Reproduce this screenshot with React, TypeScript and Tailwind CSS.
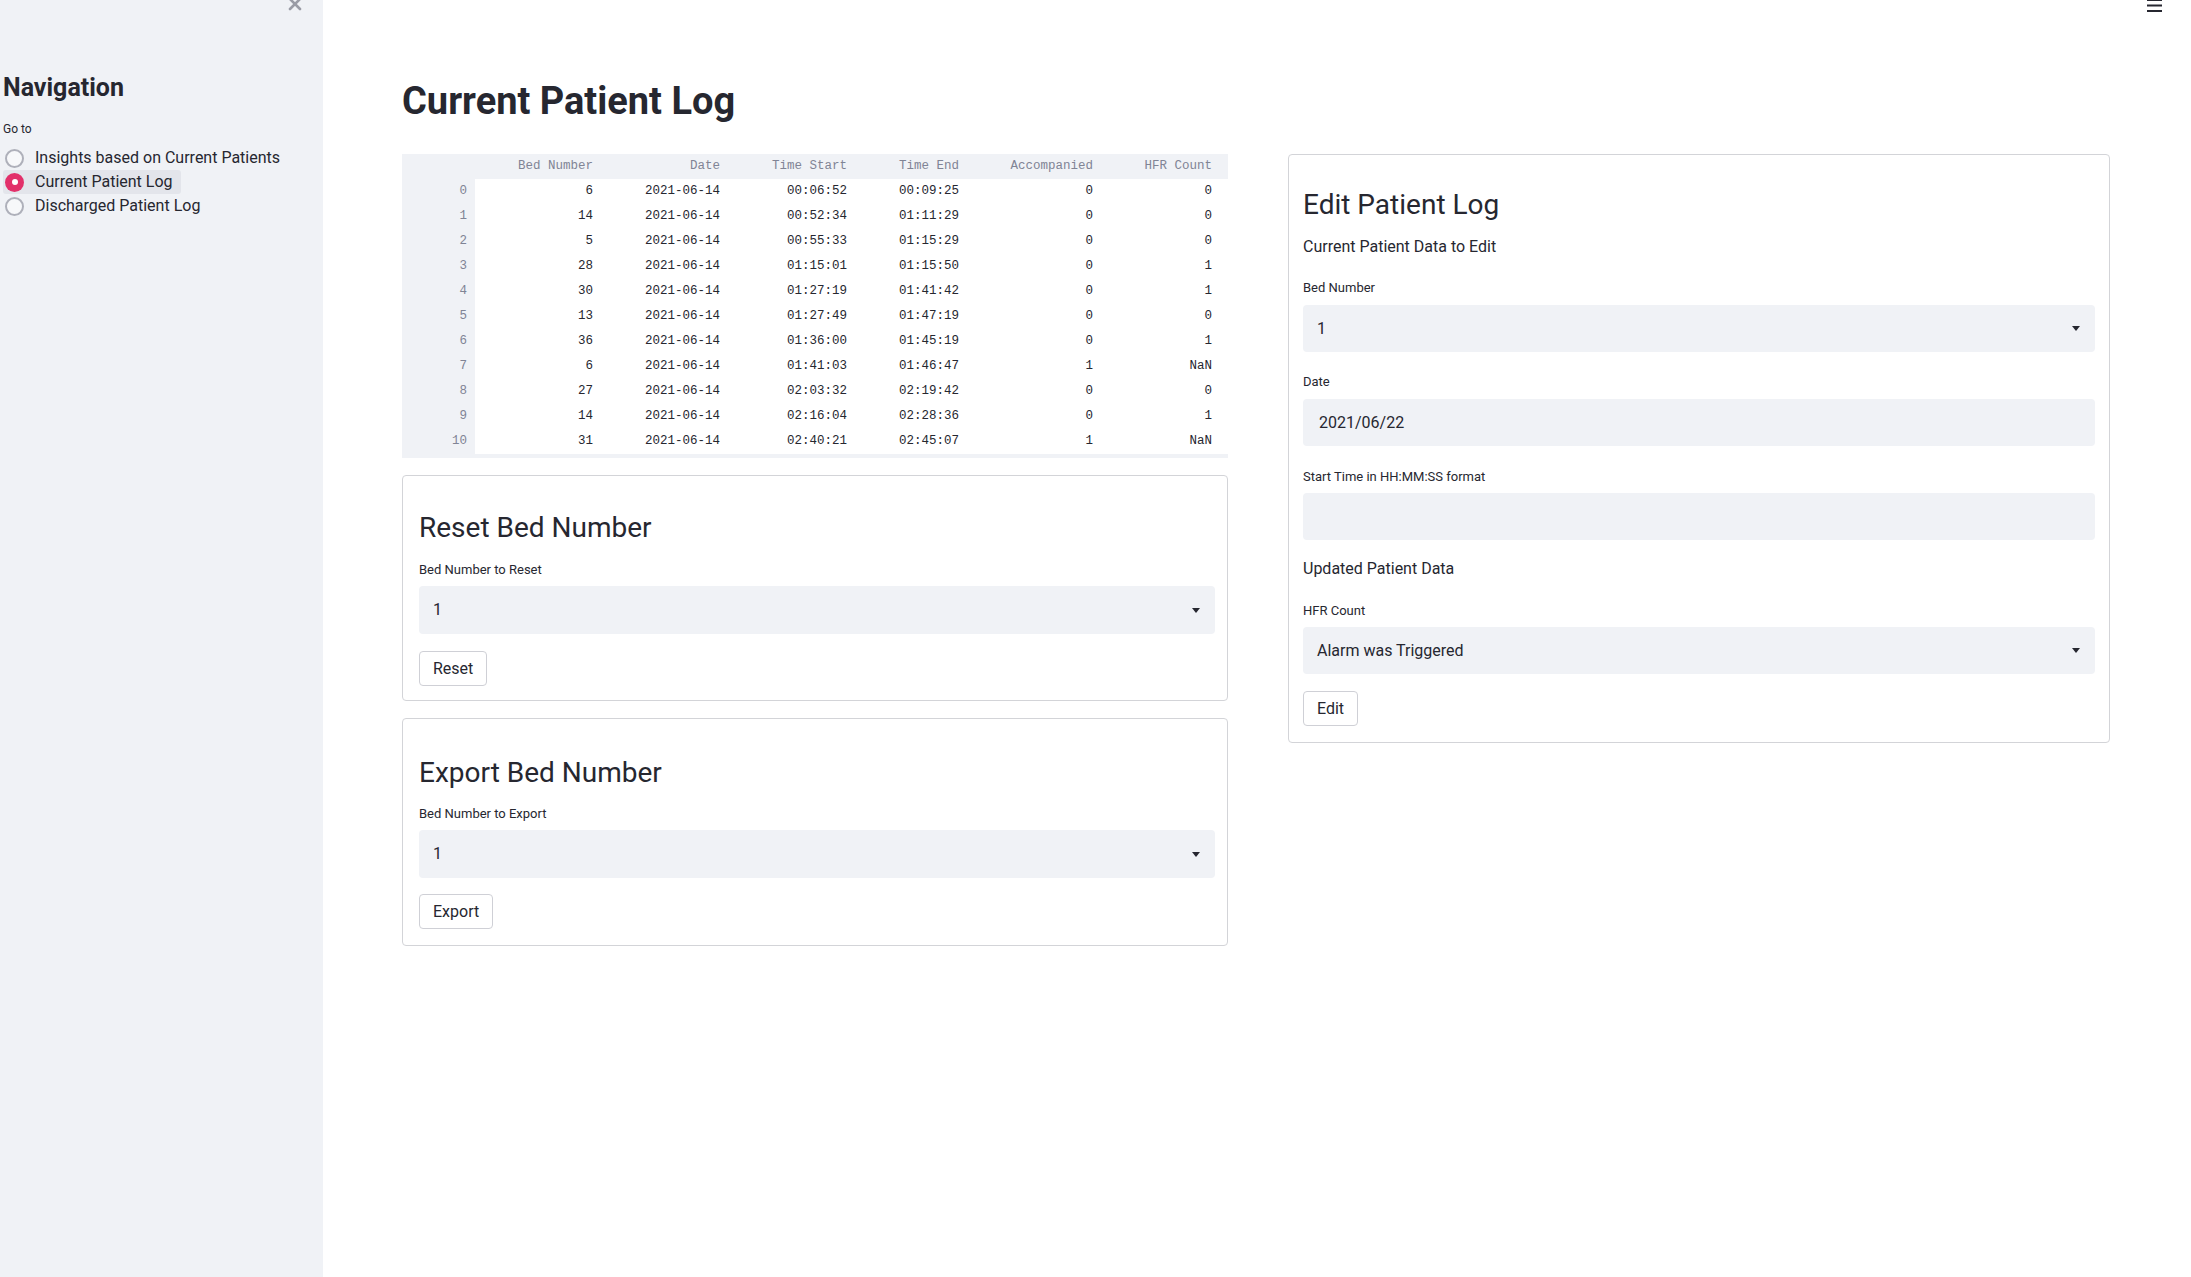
import { useState } from "react";

const rows = [
  [6, "2021-06-14", "00:06:52", "00:09:25", 0, "0"],
  [14, "2021-06-14", "00:52:34", "01:11:29", 0, "0"],
  [5, "2021-06-14", "00:55:33", "01:15:29", 0, "0"],
  [28, "2021-06-14", "01:15:01", "01:15:50", 0, "1"],
  [30, "2021-06-14", "01:27:19", "01:41:42", 0, "1"],
  [13, "2021-06-14", "01:27:49", "01:47:19", 0, "0"],
  [36, "2021-06-14", "01:36:00", "01:45:19", 0, "1"],
  [6, "2021-06-14", "01:41:03", "01:46:47", 1, "NaN"],
  [27, "2021-06-14", "02:03:32", "02:19:42", 0, "0"],
  [14, "2021-06-14", "02:16:04", "02:28:36", 0, "1"],
  [31, "2021-06-14", "02:40:21", "02:45:07", 1, "NaN"],
];

const headers = ["Bed Number", "Date", "Time Start", "Time End", "Accompanied", "HFR Count"];
const pages = ["Insights based on Current Patients", "Current Patient Log", "Discharged Patient Log"];

function Caret() {
  return (
    <svg width="8" height="5" viewBox="0 0 8 5" className="fill-[#262730]">
      <path d="M0 0h8L4 5z" />
    </svg>
  );
}

function SelectBox({ value, h = "h-[48px]" }: { value: string; h?: string }) {
  return (
    <div className={`${h} w-full rounded-[4px] bg-[#f0f2f6] flex items-center justify-between pl-[14px] pr-[15px] text-[16px] text-[#262730]`}>
      <span>{value}</span>
      <Caret />
    </div>
  );
}

function Label({ children, className = "" }: { children: string; className?: string }) {
  return <div className={`text-[13px] leading-[16px] text-[#262730] ${className}`}>{children}</div>;
}

function Button({ children, className = "" }: { children: string; className?: string }) {
  return (
    <button className={`h-[35px] px-[13px] rounded-[4px] border border-[#cfd0d6] bg-white text-[16px] text-[#262730] ${className}`}>
      {children}
    </button>
  );
}

function BedCard({ title, label, action, tall }: { title: string; label: string; action: string; tall?: boolean }) {
  return (
    <div className={`border border-[#d3d4d8] rounded-[4px] pl-[16px] pr-[12px] ${tall ? "pt-[37px] pb-[16px]" : "pt-[35px] pb-[14px]"}`}>
      <h3 className="text-[28px] leading-[34px] text-[#262730]">{title}</h3>
      <Label className={tall ? "mt-[16px]" : "mt-[17px]"}>{label}</Label>
      <div className="mt-[8px]">
        <SelectBox value="1" />
      </div>
      <Button className={tall ? "mt-[16px]" : "mt-[17px]"}>{action}</Button>
    </div>
  );
}

export default function App() {
  const [page, setPage] = useState(1);

  return (
    <div className="flex h-[1277px] bg-white text-[#262730] overflow-hidden" style={{ fontFamily: "Roboto, 'Noto Sans', sans-serif" }}>
      {/* sidebar */}
      <aside className="relative w-[323px] shrink-0 bg-[#f0f2f6] px-[3px]">
        <svg className="absolute left-[288px] top-[-3px]" width="14" height="14" viewBox="0 0 14 14" stroke="#9a9ca6" strokeWidth="2.6" strokeLinecap="round">
          <path d="M2 2l10 10M12 2L2 12" />
        </svg>
        <h2 className="pt-[73px] text-[25px] leading-[30px] font-bold">Navigation</h2>
        <div className="mt-[18px] text-[12px] leading-[16px]">Go to</div>
        <div className="mt-[9px] flex flex-col">
          {pages.map((p, i) => (
            <div key={p} onClick={() => setPage(i)} className={`flex items-center h-[24px] cursor-pointer rounded-[3px] w-fit pr-[8px] ${page === i ? "bg-[#e3e5eb]" : ""}`}>
              {page === i ? (
                <span className="ml-[2px] w-[19px] h-[19px] rounded-full bg-[#e2306a] flex items-center justify-center">
                  <span className="w-[6px] h-[6px] rounded-full bg-white" />
                </span>
              ) : (
                <span className="ml-[2px] w-[19px] h-[19px] rounded-full border-2 border-[#aeb0ba] bg-[#f7f8fa]" />
              )}
              <span className="ml-[11px] text-[16px] leading-[24px]">{p}</span>
            </div>
          ))}
        </div>
      </aside>

      {/* main */}
      <main className="relative flex-1 pl-[79px] pr-[81px] pt-[81px]">
        <svg className="absolute right-[29px] top-[-1px]" width="15" height="14" viewBox="0 0 15 14" fill="#262730">
          <rect x="0" y="0" width="15" height="2" />
          <rect x="0" y="5.5" width="15" height="2" />
          <rect x="0" y="11" width="15" height="2" />
        </svg>
        <h1 className="text-[38px] leading-[41px] font-bold">Current Patient Log</h1>

        <div className="mt-[32px] grid grid-cols-[826px_822px] gap-[60px] items-start">
          {/* left column */}
          <div className="flex flex-col gap-[17px]">
            <div className="bg-[#f0f2f6] pb-[4px] text-[12.5px]" style={{ fontFamily: "'Liberation Mono', 'DejaVu Sans Mono', monospace" }}>
              <div className="grid grid-cols-[73px_128px_127px_127px_112px_134px_1fr] h-[25px] items-center text-[#808495]">
                <div />
                {headers.map((h, j) => (
                  <div key={h} className={`text-right ${j === 5 ? "pr-[16px]" : "pr-[10px]"}`}>{h}</div>
                ))}
              </div>
              {rows.map((r, i) => (
                <div key={i} className="grid grid-cols-[73px_128px_127px_127px_112px_134px_1fr] h-[25px] items-center">
                  <div className="text-right pr-[8px] text-[#808495] h-full flex items-center justify-end">{i}</div>
                  {r.map((c, j) => (
                    <div key={j} className={`bg-white h-full flex items-center justify-end ${j === 5 ? "pr-[16px]" : "pr-[10px]"}`}>
                      {c}
                    </div>
                  ))}
                </div>
              ))}
            </div>

            <BedCard title="Reset Bed Number" label="Bed Number to Reset" action="Reset" />
            <BedCard title="Export Bed Number" label="Bed Number to Export" action="Export" tall />
          </div>

          {/* right column */}
          <div className="border border-[#d3d4d8] rounded-[4px] pt-[33px] px-[14px] pb-[16px]">
            <h3 className="text-[28px] leading-[34px]">Edit Patient Log</h3>
            <p className="mt-[13px] text-[16px] leading-[24px]">Current Patient Data to Edit</p>
            <Label className="mt-[21px]">Bed Number</Label>
            <div className="mt-[9px]">
              <SelectBox value="1" h="h-[47px]" />
            </div>
            <Label className="mt-[22px]">Date</Label>
            <div className="mt-[9px] h-[47px] rounded-[4px] bg-[#f0f2f6] flex items-center pl-[16px] text-[16px]">2021/06/22</div>
            <Label className="mt-[23px]">Start Time in HH:MM:SS format</Label>
            <div className="mt-[8px] h-[47px] rounded-[4px] bg-[#f0f2f6]" />
            <p className="mt-[17px] text-[16px] leading-[24px]">Updated Patient Data</p>
            <Label className="mt-[22px]">HFR Count</Label>
            <div className="mt-[8px]">
              <SelectBox value="Alarm was Triggered" h="h-[47px]" />
            </div>
            <Button className="mt-[17px]">Edit</Button>
          </div>
        </div>
      </main>
    </div>
  );
}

========

**Request:** Without including any pictures, print all of the material exactly as given.

**The result:**
Reproduce this screenshot with React, TypeScript and Tailwind CSS.
import { useState } from "react";

const rows = [
  [6, "2021-06-14", "00:06:52", "00:09:25", 0, "0"],
  [14, "2021-06-14", "00:52:34", "01:11:29", 0, "0"],
  [5, "2021-06-14", "00:55:33", "01:15:29", 0, "0"],
  [28, "2021-06-14", "01:15:01", "01:15:50", 0, "1"],
  [30, "2021-06-14", "01:27:19", "01:41:42", 0, "1"],
  [13, "2021-06-14", "01:27:49", "01:47:19", 0, "0"],
  [36, "2021-06-14", "01:36:00", "01:45:19", 0, "1"],
  [6, "2021-06-14", "01:41:03", "01:46:47", 1, "NaN"],
  [27, "2021-06-14", "02:03:32", "02:19:42", 0, "0"],
  [14, "2021-06-14", "02:16:04", "02:28:36", 0, "1"],
  [31, "2021-06-14", "02:40:21", "02:45:07", 1, "NaN"],
];

const headers = ["Bed Number", "Date", "Time Start", "Time End", "Accompanied", "HFR Count"];
const pages = ["Insights based on Current Patients", "Current Patient Log", "Discharged Patient Log"];

function Caret() {
  return (
    <svg width="8" height="5" viewBox="0 0 8 5" className="fill-[#262730]">
      <path d="M0 0h8L4 5z" />
    </svg>
  );
}

function SelectBox({ value, h = "h-[48px]" }: { value: string; h?: string }) {
  return (
    <div className={`${h} w-full rounded-[4px] bg-[#f0f2f6] flex items-center justify-between pl-[14px] pr-[15px] text-[16px] text-[#262730]`}>
      <span>{value}</span>
      <Caret />
    </div>
  );
}

function Label({ children, className = "" }: { children: string; className?: string }) {
  return <div className={`text-[13px] leading-[16px] text-[#262730] ${className}`}>{children}</div>;
}

function Button({ children, className = "" }: { children: string; className?: string }) {
  return (
    <button className={`h-[35px] px-[13px] rounded-[4px] border border-[#cfd0d6] bg-white text-[16px] text-[#262730] ${className}`}>
      {children}
    </button>
  );
}

function BedCard({ title, label, action, tall }: { title: string; label: string; action: string; tall?: boolean }) {
  return (
    <div className={`border border-[#d3d4d8] rounded-[4px] pl-[16px] pr-[12px] ${tall ? "pt-[37px] pb-[16px]" : "pt-[35px] pb-[14px]"}`}>
      <h3 className="text-[28px] leading-[34px] text-[#262730]">{title}</h3>
      <Label className={tall ? "mt-[16px]" : "mt-[17px]"}>{label}</Label>
      <div className="mt-[8px]">
        <SelectBox value="1" />
      </div>
      <Button className={tall ? "mt-[16px]" : "mt-[17px]"}>{action}</Button>
    </div>
  );
}

export default function App() {
  const [page, setPage] = useState(1);

  return (
    <div className="flex h-[1277px] bg-white text-[#262730] overflow-hidden" style={{ fontFamily: "Roboto, 'Noto Sans', sans-serif" }}>
      {/* sidebar */}
      <aside className="relative w-[323px] shrink-0 bg-[#f0f2f6] px-[3px]">
        <svg className="absolute left-[288px] top-[-3px]" width="14" height="14" viewBox="0 0 14 14" stroke="#9a9ca6" strokeWidth="2.6" strokeLinecap="round">
          <path d="M2 2l10 10M12 2L2 12" />
        </svg>
        <h2 className="pt-[73px] text-[25px] leading-[30px] font-bold">Navigation</h2>
        <div className="mt-[18px] text-[12px] leading-[16px]">Go to</div>
        <div className="mt-[9px] flex flex-col">
          {pages.map((p, i) => (
            <div key={p} onClick={() => setPage(i)} className={`flex items-center h-[24px] cursor-pointer rounded-[3px] w-fit pr-[8px] ${page === i ? "bg-[#e3e5eb]" : ""}`}>
              {page === i ? (
                <span className="ml-[2px] w-[19px] h-[19px] rounded-full bg-[#e2306a] flex items-center justify-center">
                  <span className="w-[6px] h-[6px] rounded-full bg-white" />
                </span>
              ) : (
                <span className="ml-[2px] w-[19px] h-[19px] rounded-full border-2 border-[#aeb0ba] bg-[#f7f8fa]" />
              )}
              <span className="ml-[11px] text-[16px] leading-[24px]">{p}</span>
            </div>
          ))}
        </div>
      </aside>

      {/* main */}
      <main className="relative flex-1 pl-[79px] pr-[81px] pt-[81px]">
        <svg className="absolute right-[29px] top-[-1px]" width="15" height="14" viewBox="0 0 15 14" fill="#262730">
          <rect x="0" y="0" width="15" height="2" />
          <rect x="0" y="5.5" width="15" height="2" />
          <rect x="0" y="11" width="15" height="2" />
        </svg>
        <h1 className="text-[38px] leading-[41px] font-bold">Current Patient Log</h1>

        <div className="mt-[32px] grid grid-cols-[826px_822px] gap-[60px] items-start">
          {/* left column */}
          <div className="flex flex-col gap-[17px]">
            <div className="bg-[#f0f2f6] pb-[4px] text-[12.5px]" style={{ fontFamily: "'Liberation Mono', 'DejaVu Sans Mono', monospace" }}>
              <div className="grid grid-cols-[73px_128px_127px_127px_112px_134px_1fr] h-[25px] items-center text-[#808495]">
                <div />
                {headers.map((h, j) => (
                  <div key={h} className={`text-right ${j === 5 ? "pr-[16px]" : "pr-[10px]"}`}>{h}</div>
                ))}
              </div>
              {rows.map((r, i) => (
                <div key={i} className="grid grid-cols-[73px_128px_127px_127px_112px_134px_1fr] h-[25px] items-center">
                  <div className="text-right pr-[8px] text-[#808495] h-full flex items-center justify-end">{i}</div>
                  {r.map((c, j) => (
                    <div key={j} className={`bg-white h-full flex items-center justify-end ${j === 5 ? "pr-[16px]" : "pr-[10px]"}`}>
                      {c}
                    </div>
                  ))}
                </div>
              ))}
            </div>

            <BedCard title="Reset Bed Number" label="Bed Number to Reset" action="Reset" />
            <BedCard title="Export Bed Number" label="Bed Number to Export" action="Export" tall />
          </div>

          {/* right column */}
          <div className="border border-[#d3d4d8] rounded-[4px] pt-[33px] px-[14px] pb-[16px]">
            <h3 className="text-[28px] leading-[34px]">Edit Patient Log</h3>
            <p className="mt-[13px] text-[16px] leading-[24px]">Current Patient Data to Edit</p>
            <Label className="mt-[21px]">Bed Number</Label>
            <div className="mt-[9px]">
              <SelectBox value="1" h="h-[47px]" />
            </div>
            <Label className="mt-[22px]">Date</Label>
            <div className="mt-[9px] h-[47px] rounded-[4px] bg-[#f0f2f6] flex items-center pl-[16px] text-[16px]">2021/06/22</div>
            <Label className="mt-[23px]">Start Time in HH:MM:SS format</Label>
            <div className="mt-[8px] h-[47px] rounded-[4px] bg-[#f0f2f6]" />
            <p className="mt-[17px] text-[16px] leading-[24px]">Updated Patient Data</p>
            <Label className="mt-[22px]">HFR Count</Label>
            <div className="mt-[8px]">
              <SelectBox value="Alarm was Triggered" h="h-[47px]" />
            </div>
            <Button className="mt-[17px]">Edit</Button>
          </div>
        </div>
      </main>
    </div>
  );
}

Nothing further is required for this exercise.